SET TASK>
Write out the material exactly, without any of its pictures.

SUPPLIED INFORMATION>
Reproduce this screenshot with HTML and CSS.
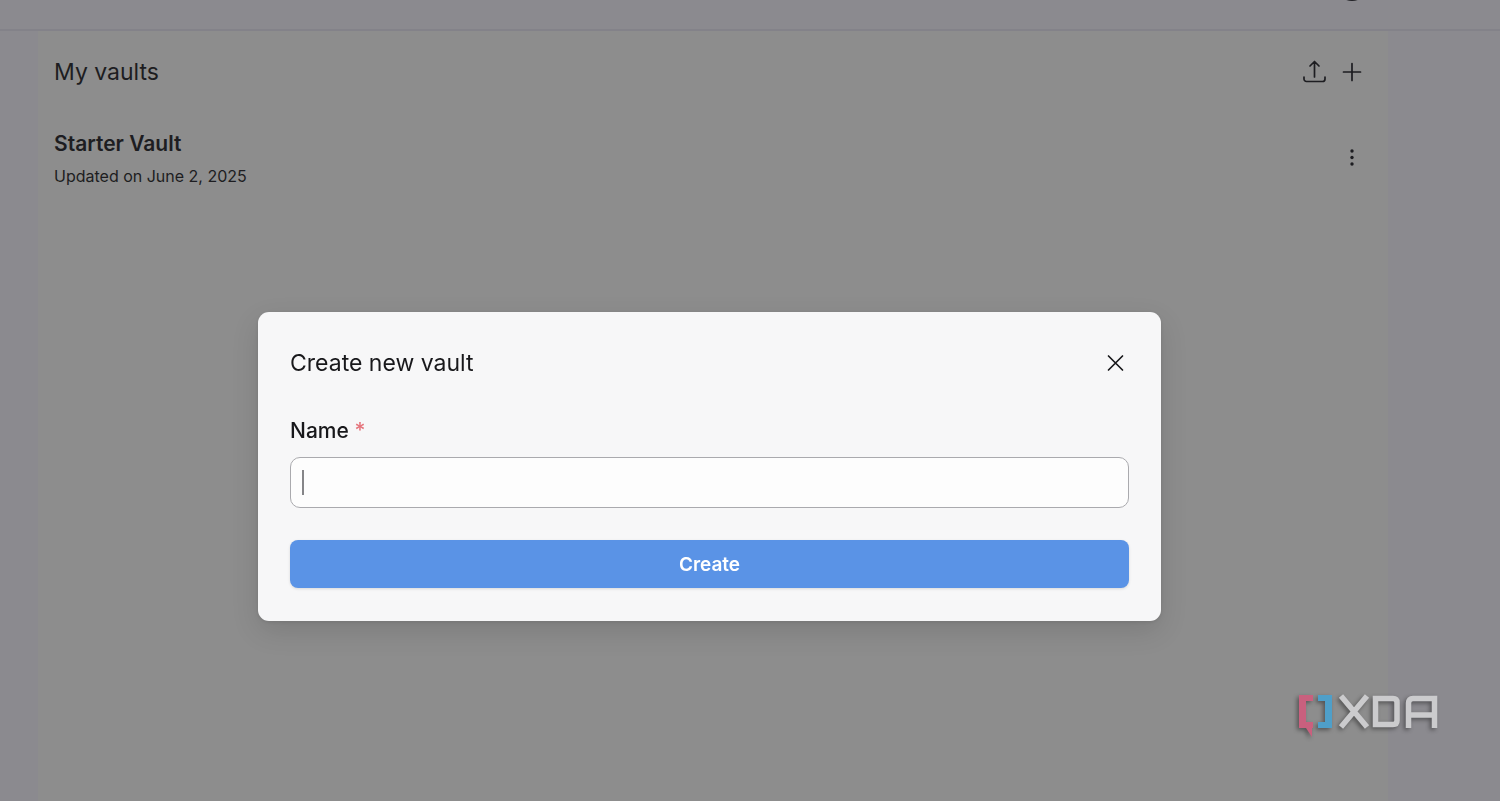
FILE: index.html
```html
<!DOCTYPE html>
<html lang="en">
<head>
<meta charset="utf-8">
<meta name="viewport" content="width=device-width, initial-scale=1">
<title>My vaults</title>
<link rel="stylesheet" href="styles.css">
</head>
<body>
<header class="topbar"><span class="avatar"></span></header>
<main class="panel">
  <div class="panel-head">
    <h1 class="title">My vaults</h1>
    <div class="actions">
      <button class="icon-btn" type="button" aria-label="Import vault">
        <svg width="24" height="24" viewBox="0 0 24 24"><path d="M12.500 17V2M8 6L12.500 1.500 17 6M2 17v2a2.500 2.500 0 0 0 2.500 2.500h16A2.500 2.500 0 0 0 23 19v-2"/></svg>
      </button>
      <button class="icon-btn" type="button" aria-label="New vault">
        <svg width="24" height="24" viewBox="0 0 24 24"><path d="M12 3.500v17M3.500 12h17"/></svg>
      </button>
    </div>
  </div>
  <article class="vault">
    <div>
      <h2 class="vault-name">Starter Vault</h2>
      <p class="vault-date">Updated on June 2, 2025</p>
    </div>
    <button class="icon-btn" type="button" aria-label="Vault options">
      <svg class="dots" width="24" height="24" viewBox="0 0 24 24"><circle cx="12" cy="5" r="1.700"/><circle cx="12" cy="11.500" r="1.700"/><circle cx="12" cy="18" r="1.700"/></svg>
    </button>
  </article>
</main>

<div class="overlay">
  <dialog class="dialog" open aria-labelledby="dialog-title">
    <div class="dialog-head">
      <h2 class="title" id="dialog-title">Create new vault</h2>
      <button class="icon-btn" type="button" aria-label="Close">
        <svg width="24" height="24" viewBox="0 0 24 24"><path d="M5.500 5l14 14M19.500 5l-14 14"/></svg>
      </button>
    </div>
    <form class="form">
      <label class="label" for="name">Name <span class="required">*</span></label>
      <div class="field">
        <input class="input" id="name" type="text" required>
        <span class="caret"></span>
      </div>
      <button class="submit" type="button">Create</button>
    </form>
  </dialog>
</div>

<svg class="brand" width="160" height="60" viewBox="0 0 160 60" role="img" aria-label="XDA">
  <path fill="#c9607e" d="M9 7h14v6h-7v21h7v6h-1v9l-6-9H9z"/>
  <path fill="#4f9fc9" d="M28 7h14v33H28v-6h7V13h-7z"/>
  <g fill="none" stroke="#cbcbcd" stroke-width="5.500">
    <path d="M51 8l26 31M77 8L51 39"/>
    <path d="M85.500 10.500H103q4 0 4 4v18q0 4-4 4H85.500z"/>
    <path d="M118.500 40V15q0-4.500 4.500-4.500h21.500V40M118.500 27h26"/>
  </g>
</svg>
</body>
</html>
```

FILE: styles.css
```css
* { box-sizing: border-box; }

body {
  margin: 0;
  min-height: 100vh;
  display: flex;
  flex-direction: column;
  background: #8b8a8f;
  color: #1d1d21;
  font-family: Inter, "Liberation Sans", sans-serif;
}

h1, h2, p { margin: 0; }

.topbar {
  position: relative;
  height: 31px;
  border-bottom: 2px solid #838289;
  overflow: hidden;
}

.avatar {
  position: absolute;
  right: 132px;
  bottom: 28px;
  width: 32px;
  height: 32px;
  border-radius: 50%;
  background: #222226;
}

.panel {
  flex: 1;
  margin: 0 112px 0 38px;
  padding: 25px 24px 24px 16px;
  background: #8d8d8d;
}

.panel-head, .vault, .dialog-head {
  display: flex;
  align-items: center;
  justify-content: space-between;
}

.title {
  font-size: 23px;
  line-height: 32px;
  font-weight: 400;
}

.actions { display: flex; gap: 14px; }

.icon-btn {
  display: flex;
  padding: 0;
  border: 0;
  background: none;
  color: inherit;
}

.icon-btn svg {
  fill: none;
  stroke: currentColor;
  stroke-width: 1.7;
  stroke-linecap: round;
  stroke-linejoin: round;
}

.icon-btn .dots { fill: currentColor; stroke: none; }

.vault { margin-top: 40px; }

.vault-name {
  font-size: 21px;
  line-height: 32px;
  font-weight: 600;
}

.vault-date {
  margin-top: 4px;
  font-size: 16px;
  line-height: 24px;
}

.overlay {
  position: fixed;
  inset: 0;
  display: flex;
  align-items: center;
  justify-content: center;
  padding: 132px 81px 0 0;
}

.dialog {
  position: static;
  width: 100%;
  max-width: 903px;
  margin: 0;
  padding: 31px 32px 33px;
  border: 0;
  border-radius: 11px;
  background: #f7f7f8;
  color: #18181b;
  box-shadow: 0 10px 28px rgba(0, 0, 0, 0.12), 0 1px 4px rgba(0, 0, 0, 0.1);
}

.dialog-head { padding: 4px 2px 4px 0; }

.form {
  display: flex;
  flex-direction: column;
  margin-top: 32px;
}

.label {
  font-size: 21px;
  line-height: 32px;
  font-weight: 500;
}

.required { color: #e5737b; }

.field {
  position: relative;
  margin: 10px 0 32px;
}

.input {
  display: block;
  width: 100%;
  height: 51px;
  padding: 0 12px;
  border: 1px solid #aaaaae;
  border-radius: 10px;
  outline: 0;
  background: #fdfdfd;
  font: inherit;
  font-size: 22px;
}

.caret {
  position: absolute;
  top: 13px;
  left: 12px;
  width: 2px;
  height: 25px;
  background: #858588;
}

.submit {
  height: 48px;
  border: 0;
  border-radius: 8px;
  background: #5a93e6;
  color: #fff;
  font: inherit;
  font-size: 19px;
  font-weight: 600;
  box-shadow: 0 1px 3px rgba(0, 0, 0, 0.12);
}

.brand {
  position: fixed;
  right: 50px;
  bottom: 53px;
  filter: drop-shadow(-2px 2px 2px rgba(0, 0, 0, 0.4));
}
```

ANSWER TO THIS EXERCISE>
Reproduce this screenshot with HTML and CSS.
FILE: index.html
```html
<!DOCTYPE html>
<html lang="en">
<head>
<meta charset="utf-8">
<meta name="viewport" content="width=device-width, initial-scale=1">
<title>My vaults</title>
<link rel="stylesheet" href="styles.css">
</head>
<body>
<header class="topbar"><span class="avatar"></span></header>
<main class="panel">
  <div class="panel-head">
    <h1 class="title">My vaults</h1>
    <div class="actions">
      <button class="icon-btn" type="button" aria-label="Import vault">
        <svg width="24" height="24" viewBox="0 0 24 24"><path d="M12.500 17V2M8 6L12.500 1.500 17 6M2 17v2a2.500 2.500 0 0 0 2.500 2.500h16A2.500 2.500 0 0 0 23 19v-2"/></svg>
      </button>
      <button class="icon-btn" type="button" aria-label="New vault">
        <svg width="24" height="24" viewBox="0 0 24 24"><path d="M12 3.500v17M3.500 12h17"/></svg>
      </button>
    </div>
  </div>
  <article class="vault">
    <div>
      <h2 class="vault-name">Starter Vault</h2>
      <p class="vault-date">Updated on June 2, 2025</p>
    </div>
    <button class="icon-btn" type="button" aria-label="Vault options">
      <svg class="dots" width="24" height="24" viewBox="0 0 24 24"><circle cx="12" cy="5" r="1.700"/><circle cx="12" cy="11.500" r="1.700"/><circle cx="12" cy="18" r="1.700"/></svg>
    </button>
  </article>
</main>

<div class="overlay">
  <dialog class="dialog" open aria-labelledby="dialog-title">
    <div class="dialog-head">
      <h2 class="title" id="dialog-title">Create new vault</h2>
      <button class="icon-btn" type="button" aria-label="Close">
        <svg width="24" height="24" viewBox="0 0 24 24"><path d="M5.500 5l14 14M19.500 5l-14 14"/></svg>
      </button>
    </div>
    <form class="form">
      <label class="label" for="name">Name <span class="required">*</span></label>
      <div class="field">
        <input class="input" id="name" type="text" required>
        <span class="caret"></span>
      </div>
      <button class="submit" type="button">Create</button>
    </form>
  </dialog>
</div>

<svg class="brand" width="160" height="60" viewBox="0 0 160 60" role="img" aria-label="XDA">
  <path fill="#c9607e" d="M9 7h14v6h-7v21h7v6h-1v9l-6-9H9z"/>
  <path fill="#4f9fc9" d="M28 7h14v33H28v-6h7V13h-7z"/>
  <g fill="none" stroke="#cbcbcd" stroke-width="5.500">
    <path d="M51 8l26 31M77 8L51 39"/>
    <path d="M85.500 10.500H103q4 0 4 4v18q0 4-4 4H85.500z"/>
    <path d="M118.500 40V15q0-4.500 4.500-4.500h21.500V40M118.500 27h26"/>
  </g>
</svg>
</body>
</html>
```

FILE: styles.css
```css
* { box-sizing: border-box; }

body {
  margin: 0;
  min-height: 100vh;
  display: flex;
  flex-direction: column;
  background: #8b8a8f;
  color: #1d1d21;
  font-family: Inter, "Liberation Sans", sans-serif;
}

h1, h2, p { margin: 0; }

.topbar {
  position: relative;
  height: 31px;
  border-bottom: 2px solid #838289;
  overflow: hidden;
}

.avatar {
  position: absolute;
  right: 132px;
  bottom: 28px;
  width: 32px;
  height: 32px;
  border-radius: 50%;
  background: #222226;
}

.panel {
  flex: 1;
  margin: 0 112px 0 38px;
  padding: 25px 24px 24px 16px;
  background: #8d8d8d;
}

.panel-head, .vault, .dialog-head {
  display: flex;
  align-items: center;
  justify-content: space-between;
}

.title {
  font-size: 23px;
  line-height: 32px;
  font-weight: 400;
}

.actions { display: flex; gap: 14px; }

.icon-btn {
  display: flex;
  padding: 0;
  border: 0;
  background: none;
  color: inherit;
}

.icon-btn svg {
  fill: none;
  stroke: currentColor;
  stroke-width: 1.7;
  stroke-linecap: round;
  stroke-linejoin: round;
}

.icon-btn .dots { fill: currentColor; stroke: none; }

.vault { margin-top: 40px; }

.vault-name {
  font-size: 21px;
  line-height: 32px;
  font-weight: 600;
}

.vault-date {
  margin-top: 4px;
  font-size: 16px;
  line-height: 24px;
}

.overlay {
  position: fixed;
  inset: 0;
  display: flex;
  align-items: center;
  justify-content: center;
  padding: 132px 81px 0 0;
}

.dialog {
  position: static;
  width: 100%;
  max-width: 903px;
  margin: 0;
  padding: 31px 32px 33px;
  border: 0;
  border-radius: 11px;
  background: #f7f7f8;
  color: #18181b;
  box-shadow: 0 10px 28px rgba(0, 0, 0, 0.12), 0 1px 4px rgba(0, 0, 0, 0.1);
}

.dialog-head { padding: 4px 2px 4px 0; }

.form {
  display: flex;
  flex-direction: column;
  margin-top: 32px;
}

.label {
  font-size: 21px;
  line-height: 32px;
  font-weight: 500;
}

.required { color: #e5737b; }

.field {
  position: relative;
  margin: 10px 0 32px;
}

.input {
  display: block;
  width: 100%;
  height: 51px;
  padding: 0 12px;
  border: 1px solid #aaaaae;
  border-radius: 10px;
  outline: 0;
  background: #fdfdfd;
  font: inherit;
  font-size: 22px;
}

.caret {
  position: absolute;
  top: 13px;
  left: 12px;
  width: 2px;
  height: 25px;
  background: #858588;
}

.submit {
  height: 48px;
  border: 0;
  border-radius: 8px;
  background: #5a93e6;
  color: #fff;
  font: inherit;
  font-size: 19px;
  font-weight: 600;
  box-shadow: 0 1px 3px rgba(0, 0, 0, 0.12);
}

.brand {
  position: fixed;
  right: 50px;
  bottom: 53px;
  filter: drop-shadow(-2px 2px 2px rgba(0, 0, 0, 0.4));
}
```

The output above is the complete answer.